▸ Dataset
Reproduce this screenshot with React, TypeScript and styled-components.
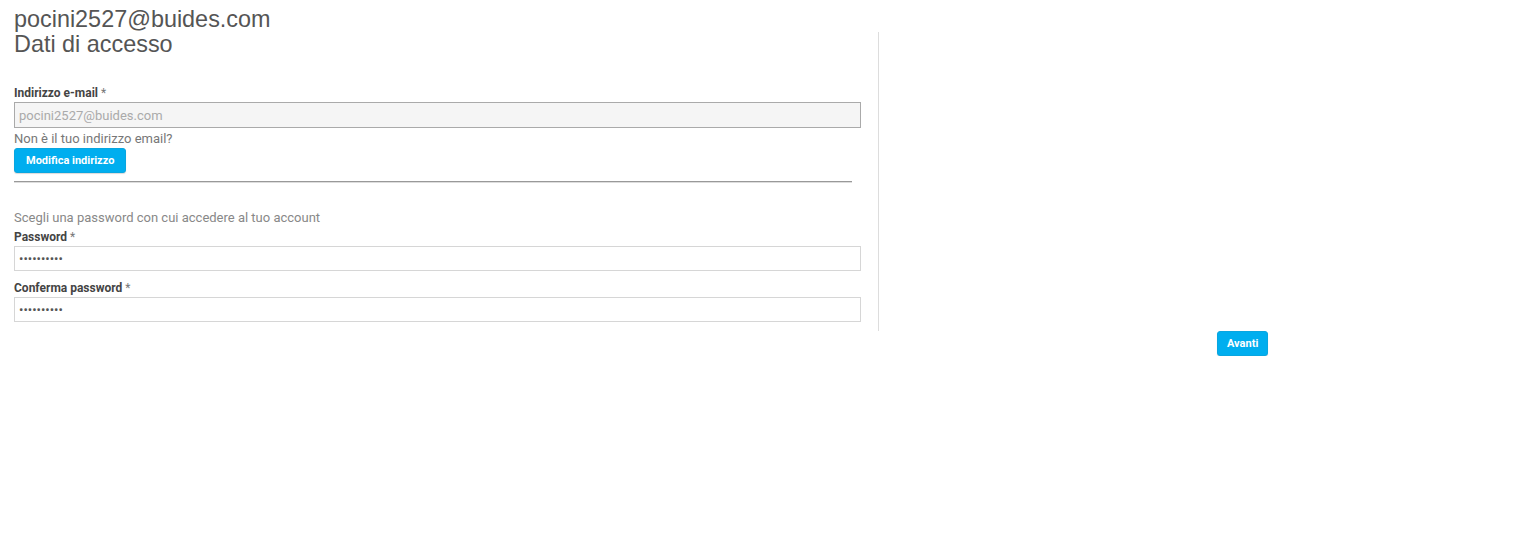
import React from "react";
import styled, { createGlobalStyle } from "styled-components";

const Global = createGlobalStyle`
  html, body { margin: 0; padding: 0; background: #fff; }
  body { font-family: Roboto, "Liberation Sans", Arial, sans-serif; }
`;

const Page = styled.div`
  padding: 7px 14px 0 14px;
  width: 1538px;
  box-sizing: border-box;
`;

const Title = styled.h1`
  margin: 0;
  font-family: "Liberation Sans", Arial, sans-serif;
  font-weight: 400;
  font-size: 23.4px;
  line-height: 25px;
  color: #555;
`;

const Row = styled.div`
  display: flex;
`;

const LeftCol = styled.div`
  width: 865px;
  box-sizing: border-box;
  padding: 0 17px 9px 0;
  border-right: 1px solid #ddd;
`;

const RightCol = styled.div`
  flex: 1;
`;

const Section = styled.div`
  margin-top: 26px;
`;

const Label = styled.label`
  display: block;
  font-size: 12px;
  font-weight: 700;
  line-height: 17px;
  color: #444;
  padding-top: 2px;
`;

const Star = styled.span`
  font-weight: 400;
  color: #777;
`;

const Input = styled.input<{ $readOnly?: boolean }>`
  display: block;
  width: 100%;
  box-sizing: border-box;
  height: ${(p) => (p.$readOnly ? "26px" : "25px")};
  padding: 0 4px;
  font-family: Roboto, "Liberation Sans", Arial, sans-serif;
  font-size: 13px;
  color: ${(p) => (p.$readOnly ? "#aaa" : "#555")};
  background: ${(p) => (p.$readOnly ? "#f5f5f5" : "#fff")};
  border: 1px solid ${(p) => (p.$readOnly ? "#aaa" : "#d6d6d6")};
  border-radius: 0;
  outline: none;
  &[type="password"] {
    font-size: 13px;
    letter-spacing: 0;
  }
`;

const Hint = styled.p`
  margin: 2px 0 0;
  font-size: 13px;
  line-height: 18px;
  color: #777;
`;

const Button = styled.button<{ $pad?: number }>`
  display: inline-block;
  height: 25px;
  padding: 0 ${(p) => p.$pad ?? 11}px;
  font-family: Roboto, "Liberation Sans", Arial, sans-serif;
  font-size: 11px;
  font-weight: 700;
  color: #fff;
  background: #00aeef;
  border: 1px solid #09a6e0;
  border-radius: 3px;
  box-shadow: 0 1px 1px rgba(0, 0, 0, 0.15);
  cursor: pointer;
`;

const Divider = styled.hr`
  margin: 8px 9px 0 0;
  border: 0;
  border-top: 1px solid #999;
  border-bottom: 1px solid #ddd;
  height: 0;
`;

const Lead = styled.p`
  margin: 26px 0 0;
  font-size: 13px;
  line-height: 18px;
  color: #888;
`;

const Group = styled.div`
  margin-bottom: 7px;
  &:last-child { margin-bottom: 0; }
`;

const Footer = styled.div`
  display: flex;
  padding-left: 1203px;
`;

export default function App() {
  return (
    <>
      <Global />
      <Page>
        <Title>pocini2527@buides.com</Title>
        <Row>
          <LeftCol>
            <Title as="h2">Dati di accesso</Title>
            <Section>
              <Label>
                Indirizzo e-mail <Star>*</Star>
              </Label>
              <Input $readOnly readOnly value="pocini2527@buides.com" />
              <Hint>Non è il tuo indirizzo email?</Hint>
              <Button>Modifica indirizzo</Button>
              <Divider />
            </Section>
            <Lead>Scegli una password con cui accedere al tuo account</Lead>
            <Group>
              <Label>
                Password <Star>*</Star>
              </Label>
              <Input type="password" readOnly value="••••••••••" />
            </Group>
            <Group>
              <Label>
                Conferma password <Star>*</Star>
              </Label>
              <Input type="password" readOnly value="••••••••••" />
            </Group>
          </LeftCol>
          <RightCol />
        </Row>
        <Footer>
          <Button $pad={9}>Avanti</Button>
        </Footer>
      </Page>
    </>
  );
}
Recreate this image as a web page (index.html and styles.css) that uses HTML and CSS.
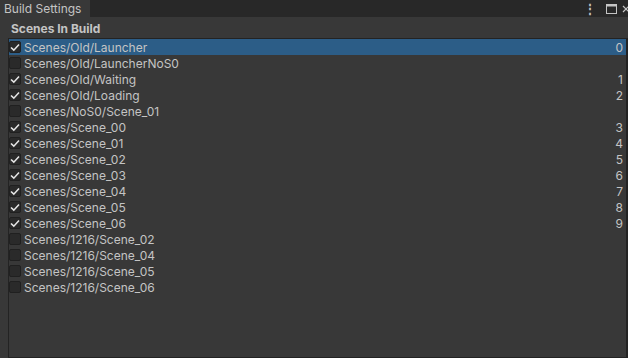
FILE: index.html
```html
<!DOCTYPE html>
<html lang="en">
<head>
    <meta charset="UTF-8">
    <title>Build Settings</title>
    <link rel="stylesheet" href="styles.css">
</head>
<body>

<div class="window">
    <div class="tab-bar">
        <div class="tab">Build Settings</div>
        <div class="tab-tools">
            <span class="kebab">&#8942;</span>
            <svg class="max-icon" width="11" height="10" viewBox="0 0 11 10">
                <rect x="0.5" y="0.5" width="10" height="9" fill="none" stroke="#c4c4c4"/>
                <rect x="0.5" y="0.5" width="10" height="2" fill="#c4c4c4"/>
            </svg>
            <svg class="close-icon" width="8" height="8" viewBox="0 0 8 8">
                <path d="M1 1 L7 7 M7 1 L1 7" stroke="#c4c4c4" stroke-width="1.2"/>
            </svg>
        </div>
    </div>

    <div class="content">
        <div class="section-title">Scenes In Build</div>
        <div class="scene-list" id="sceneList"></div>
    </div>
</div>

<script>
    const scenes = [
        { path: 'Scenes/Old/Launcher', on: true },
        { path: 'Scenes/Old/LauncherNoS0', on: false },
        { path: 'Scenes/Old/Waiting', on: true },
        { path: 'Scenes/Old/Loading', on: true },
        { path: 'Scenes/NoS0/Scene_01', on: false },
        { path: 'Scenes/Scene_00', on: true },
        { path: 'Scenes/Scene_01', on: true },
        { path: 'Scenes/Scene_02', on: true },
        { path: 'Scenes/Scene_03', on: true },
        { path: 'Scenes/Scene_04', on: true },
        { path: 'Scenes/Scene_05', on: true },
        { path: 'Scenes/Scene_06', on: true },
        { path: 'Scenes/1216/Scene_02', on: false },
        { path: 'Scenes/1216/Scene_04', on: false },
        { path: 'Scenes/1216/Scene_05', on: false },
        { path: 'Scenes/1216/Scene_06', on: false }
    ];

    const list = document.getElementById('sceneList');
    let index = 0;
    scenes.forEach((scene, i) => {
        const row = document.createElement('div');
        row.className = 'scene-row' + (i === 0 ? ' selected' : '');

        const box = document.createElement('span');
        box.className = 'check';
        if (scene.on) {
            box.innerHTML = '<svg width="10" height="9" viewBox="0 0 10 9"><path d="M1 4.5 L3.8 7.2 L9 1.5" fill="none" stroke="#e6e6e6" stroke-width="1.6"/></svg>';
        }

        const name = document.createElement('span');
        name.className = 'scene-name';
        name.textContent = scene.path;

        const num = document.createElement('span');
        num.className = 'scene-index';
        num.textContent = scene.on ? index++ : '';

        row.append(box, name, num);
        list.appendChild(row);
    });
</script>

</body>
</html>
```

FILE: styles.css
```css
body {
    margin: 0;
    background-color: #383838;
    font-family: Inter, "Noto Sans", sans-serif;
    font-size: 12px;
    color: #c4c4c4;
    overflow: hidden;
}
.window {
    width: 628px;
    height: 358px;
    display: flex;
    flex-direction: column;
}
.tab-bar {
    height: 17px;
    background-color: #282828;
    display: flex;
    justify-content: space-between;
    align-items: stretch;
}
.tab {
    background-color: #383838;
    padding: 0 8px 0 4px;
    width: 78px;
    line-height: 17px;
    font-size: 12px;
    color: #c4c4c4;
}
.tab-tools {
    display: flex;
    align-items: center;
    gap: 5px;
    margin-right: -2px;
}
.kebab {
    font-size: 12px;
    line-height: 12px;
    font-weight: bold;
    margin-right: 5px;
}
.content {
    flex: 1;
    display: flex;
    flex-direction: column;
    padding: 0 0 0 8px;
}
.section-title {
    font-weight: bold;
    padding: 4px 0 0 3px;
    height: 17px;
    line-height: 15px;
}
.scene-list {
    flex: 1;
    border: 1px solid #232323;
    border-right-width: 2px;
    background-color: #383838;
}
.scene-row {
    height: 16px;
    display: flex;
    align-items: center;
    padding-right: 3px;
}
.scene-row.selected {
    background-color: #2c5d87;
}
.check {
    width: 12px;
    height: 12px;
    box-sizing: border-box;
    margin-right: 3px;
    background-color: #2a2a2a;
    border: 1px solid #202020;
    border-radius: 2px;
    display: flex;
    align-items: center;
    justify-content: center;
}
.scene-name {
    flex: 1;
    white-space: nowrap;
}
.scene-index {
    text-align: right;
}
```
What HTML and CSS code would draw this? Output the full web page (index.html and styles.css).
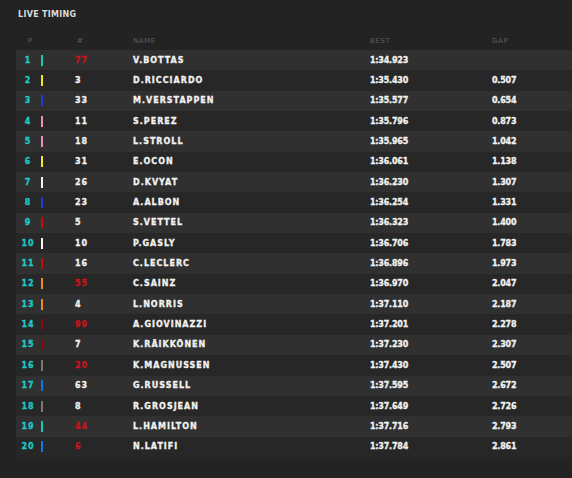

▸ Short task
Work through the data and report how many of its lines hold the word "this", giving only the figure.

▸ Finished answer
3